WHAT YOU WILL DO –
The copy must start at the line that contains "Rebuild this screenshot" and finish at the line that contains "const MIDDLE = 237;", reproducing each line exactly. Any picture in that span is omitted.

RECORD EXCERPTS –
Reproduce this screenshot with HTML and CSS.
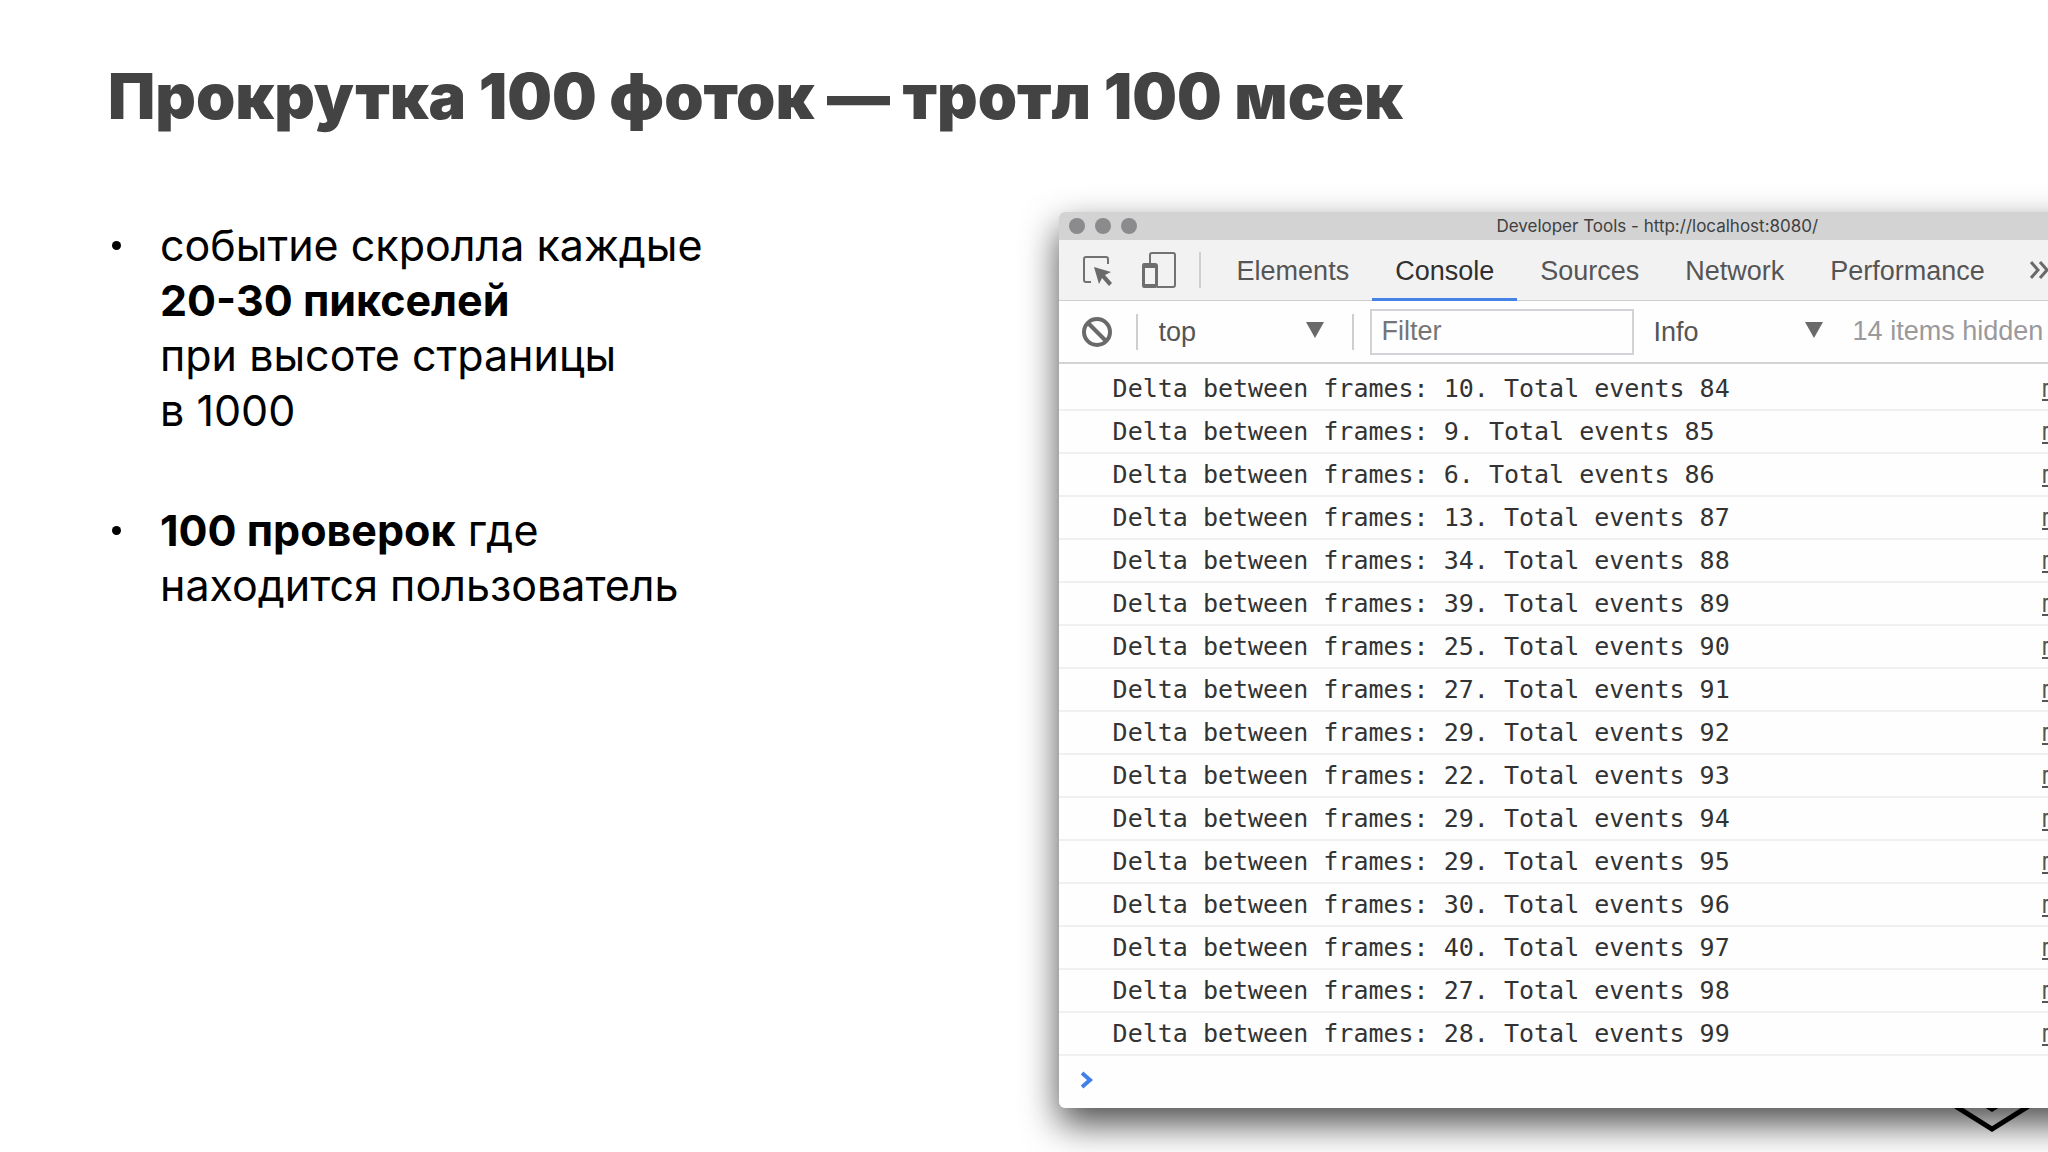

==

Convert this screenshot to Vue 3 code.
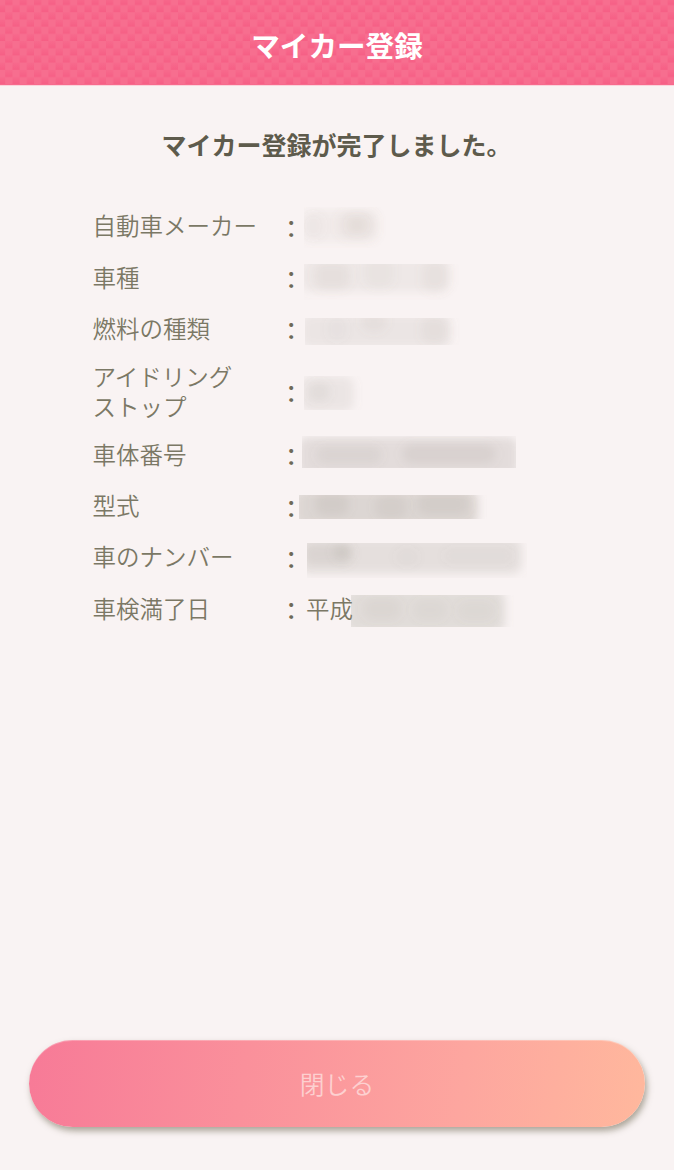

* * *

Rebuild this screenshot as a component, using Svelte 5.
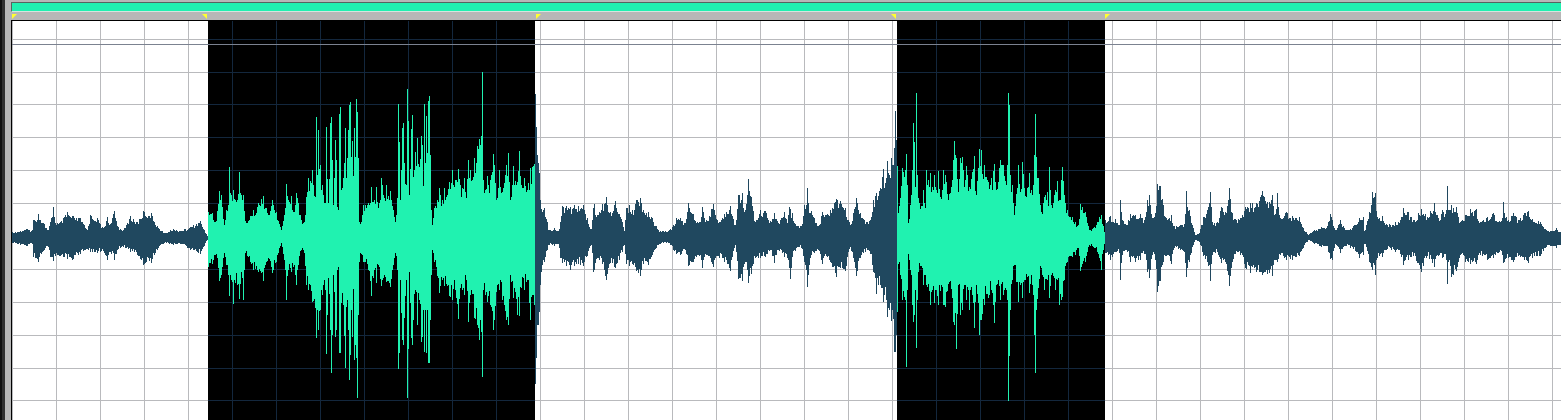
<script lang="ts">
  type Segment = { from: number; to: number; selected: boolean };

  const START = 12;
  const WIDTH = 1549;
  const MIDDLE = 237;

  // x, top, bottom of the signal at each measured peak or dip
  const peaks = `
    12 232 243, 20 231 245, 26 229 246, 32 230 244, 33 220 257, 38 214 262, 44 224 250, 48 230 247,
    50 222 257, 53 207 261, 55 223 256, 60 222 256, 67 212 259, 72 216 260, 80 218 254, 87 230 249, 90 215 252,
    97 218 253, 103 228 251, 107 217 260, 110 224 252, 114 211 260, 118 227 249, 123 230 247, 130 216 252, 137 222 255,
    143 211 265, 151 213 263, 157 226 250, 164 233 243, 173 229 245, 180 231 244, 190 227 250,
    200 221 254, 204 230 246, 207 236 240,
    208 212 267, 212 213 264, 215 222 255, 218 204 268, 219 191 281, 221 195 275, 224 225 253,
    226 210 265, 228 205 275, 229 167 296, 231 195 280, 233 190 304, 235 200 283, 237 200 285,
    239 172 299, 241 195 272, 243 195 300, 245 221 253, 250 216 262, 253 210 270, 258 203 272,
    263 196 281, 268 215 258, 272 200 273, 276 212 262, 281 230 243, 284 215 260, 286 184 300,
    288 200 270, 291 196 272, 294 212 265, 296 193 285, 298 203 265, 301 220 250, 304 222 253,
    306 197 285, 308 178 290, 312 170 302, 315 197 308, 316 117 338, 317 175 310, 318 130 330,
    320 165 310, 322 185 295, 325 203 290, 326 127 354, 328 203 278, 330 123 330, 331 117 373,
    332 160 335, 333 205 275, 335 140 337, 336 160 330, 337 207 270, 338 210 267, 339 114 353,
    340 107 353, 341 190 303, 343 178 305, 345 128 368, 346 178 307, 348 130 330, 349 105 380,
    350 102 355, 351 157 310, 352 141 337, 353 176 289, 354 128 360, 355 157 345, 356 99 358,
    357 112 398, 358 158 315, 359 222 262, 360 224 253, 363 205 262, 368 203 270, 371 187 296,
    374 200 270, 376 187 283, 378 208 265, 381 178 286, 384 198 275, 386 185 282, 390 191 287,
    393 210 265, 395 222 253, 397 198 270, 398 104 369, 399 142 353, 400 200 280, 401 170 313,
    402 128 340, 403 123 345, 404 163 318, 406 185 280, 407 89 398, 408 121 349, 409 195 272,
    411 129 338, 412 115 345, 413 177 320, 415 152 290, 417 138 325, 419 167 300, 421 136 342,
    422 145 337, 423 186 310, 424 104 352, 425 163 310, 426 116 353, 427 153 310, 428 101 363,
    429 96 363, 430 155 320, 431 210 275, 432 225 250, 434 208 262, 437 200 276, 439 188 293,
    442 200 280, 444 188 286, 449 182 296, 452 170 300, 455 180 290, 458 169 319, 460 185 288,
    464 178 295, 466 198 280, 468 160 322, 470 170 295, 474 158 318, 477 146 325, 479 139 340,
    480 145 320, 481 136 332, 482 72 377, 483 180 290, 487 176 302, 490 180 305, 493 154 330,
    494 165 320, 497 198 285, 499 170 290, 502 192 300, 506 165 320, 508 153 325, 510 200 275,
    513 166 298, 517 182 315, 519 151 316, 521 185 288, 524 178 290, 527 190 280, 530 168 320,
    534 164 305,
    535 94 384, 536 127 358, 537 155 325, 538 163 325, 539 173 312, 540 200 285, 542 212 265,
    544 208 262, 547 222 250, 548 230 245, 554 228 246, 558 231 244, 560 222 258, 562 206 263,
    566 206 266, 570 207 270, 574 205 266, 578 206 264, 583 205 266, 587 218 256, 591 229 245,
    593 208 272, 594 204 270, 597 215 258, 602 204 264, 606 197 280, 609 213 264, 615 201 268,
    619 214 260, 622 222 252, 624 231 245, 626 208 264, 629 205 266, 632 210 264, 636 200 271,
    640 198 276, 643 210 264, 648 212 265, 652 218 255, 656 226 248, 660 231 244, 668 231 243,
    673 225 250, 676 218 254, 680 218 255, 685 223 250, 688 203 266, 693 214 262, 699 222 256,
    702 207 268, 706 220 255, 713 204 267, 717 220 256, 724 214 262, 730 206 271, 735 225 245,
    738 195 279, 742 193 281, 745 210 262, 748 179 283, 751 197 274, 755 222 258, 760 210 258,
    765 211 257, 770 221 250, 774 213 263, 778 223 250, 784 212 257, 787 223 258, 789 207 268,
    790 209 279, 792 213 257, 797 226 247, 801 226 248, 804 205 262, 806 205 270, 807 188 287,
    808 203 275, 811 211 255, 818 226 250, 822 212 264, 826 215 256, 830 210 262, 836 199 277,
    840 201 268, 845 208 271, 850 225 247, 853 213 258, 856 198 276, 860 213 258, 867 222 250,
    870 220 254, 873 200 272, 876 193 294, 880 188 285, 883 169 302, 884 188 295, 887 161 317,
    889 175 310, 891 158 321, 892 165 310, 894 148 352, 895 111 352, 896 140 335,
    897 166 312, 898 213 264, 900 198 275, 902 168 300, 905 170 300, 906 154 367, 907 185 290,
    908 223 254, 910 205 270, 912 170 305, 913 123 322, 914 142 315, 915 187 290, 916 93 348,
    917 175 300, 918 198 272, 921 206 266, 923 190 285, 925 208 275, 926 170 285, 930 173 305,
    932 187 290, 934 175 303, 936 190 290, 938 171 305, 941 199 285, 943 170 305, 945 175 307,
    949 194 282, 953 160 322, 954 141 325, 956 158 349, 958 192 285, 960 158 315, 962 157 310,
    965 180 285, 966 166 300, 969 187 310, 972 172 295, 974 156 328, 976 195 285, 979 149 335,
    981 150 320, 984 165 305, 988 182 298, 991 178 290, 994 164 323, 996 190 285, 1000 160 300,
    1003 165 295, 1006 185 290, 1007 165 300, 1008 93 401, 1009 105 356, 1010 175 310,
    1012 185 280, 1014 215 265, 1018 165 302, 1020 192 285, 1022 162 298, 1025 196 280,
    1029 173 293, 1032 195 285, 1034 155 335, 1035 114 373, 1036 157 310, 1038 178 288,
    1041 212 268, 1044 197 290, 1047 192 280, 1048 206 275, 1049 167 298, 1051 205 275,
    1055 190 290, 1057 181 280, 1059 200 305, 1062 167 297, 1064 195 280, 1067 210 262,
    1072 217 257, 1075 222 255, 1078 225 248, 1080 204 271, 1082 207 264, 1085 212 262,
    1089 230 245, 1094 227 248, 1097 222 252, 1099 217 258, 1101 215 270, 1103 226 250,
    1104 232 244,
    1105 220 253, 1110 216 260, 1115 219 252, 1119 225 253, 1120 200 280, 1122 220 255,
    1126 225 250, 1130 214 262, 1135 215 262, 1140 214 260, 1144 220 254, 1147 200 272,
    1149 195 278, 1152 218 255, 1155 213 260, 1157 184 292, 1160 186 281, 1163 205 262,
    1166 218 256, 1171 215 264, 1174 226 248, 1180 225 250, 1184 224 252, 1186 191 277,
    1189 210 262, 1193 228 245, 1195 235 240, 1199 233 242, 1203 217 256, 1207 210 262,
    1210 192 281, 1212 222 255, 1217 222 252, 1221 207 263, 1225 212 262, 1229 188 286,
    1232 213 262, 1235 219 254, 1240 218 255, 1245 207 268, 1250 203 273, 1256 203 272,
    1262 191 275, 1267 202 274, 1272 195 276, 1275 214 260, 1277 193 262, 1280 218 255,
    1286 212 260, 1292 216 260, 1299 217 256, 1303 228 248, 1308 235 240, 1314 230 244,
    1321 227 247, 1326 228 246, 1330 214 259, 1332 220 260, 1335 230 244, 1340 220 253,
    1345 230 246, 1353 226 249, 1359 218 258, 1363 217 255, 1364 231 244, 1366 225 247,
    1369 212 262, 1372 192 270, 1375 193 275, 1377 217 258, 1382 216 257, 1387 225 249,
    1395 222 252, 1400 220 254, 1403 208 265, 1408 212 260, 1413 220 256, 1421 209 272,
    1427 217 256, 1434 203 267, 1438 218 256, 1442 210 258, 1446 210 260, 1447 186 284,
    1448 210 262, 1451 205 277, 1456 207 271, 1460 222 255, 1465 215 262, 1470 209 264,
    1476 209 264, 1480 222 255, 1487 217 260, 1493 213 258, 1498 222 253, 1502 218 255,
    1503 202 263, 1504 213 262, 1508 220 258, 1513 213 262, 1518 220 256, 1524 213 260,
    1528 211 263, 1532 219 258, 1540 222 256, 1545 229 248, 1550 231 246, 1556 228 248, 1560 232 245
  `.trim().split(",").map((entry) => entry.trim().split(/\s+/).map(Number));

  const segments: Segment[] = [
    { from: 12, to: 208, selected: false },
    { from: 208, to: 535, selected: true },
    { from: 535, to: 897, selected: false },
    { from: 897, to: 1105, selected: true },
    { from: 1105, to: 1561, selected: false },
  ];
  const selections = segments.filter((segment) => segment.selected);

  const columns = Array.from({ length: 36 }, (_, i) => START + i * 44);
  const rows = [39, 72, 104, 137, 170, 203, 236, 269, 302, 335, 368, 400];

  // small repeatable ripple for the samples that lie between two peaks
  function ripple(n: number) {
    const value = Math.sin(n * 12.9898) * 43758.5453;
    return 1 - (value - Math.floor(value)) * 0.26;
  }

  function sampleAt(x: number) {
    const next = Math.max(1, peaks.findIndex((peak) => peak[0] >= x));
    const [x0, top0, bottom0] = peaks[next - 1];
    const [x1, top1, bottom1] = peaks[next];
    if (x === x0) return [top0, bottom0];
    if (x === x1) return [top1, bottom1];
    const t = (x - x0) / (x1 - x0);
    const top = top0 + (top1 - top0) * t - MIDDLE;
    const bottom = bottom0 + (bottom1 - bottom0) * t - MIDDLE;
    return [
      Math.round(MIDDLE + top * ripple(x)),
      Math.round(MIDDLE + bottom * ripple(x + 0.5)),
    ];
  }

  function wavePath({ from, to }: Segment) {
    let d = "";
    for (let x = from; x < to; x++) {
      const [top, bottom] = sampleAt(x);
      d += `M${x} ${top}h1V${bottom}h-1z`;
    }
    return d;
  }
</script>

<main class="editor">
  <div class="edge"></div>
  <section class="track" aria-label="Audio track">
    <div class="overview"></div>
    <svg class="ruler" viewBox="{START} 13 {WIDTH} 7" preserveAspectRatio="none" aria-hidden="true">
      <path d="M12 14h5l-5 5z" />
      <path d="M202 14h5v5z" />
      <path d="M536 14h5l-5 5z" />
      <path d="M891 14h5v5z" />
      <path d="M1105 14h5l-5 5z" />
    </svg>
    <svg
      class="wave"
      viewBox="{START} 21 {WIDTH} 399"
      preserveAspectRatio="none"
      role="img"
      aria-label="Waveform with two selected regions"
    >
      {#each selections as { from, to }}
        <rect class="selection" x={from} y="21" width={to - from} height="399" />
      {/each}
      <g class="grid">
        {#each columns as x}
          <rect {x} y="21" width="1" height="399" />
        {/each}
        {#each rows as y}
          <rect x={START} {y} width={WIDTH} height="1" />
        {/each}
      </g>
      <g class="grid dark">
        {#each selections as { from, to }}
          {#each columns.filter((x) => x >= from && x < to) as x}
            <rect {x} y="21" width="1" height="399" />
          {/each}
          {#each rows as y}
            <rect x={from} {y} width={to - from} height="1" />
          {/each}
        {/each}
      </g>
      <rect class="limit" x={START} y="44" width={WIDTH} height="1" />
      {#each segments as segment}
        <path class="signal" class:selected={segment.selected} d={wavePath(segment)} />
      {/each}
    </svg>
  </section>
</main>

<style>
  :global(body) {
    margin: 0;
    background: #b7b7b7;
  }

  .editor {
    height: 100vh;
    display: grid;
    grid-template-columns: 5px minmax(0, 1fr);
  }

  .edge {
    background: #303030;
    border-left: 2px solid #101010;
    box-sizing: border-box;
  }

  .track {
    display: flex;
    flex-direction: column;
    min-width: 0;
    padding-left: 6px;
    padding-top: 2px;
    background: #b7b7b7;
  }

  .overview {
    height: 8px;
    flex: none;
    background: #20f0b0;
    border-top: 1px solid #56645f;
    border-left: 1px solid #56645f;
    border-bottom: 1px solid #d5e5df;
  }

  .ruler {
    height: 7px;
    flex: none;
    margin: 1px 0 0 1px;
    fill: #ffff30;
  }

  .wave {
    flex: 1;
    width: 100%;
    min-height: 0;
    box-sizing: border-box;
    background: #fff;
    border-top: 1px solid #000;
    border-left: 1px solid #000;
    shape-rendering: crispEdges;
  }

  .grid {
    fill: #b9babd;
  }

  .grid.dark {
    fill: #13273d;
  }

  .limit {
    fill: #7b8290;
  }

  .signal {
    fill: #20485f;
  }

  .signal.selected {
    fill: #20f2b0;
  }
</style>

EXERCISE RESULT –
Rebuild this screenshot as a component, using Svelte 5.
<script lang="ts">
  type Segment = { from: number; to: number; selected: boolean };

  const START = 12;
  const WIDTH = 1549;
  const MIDDLE = 237;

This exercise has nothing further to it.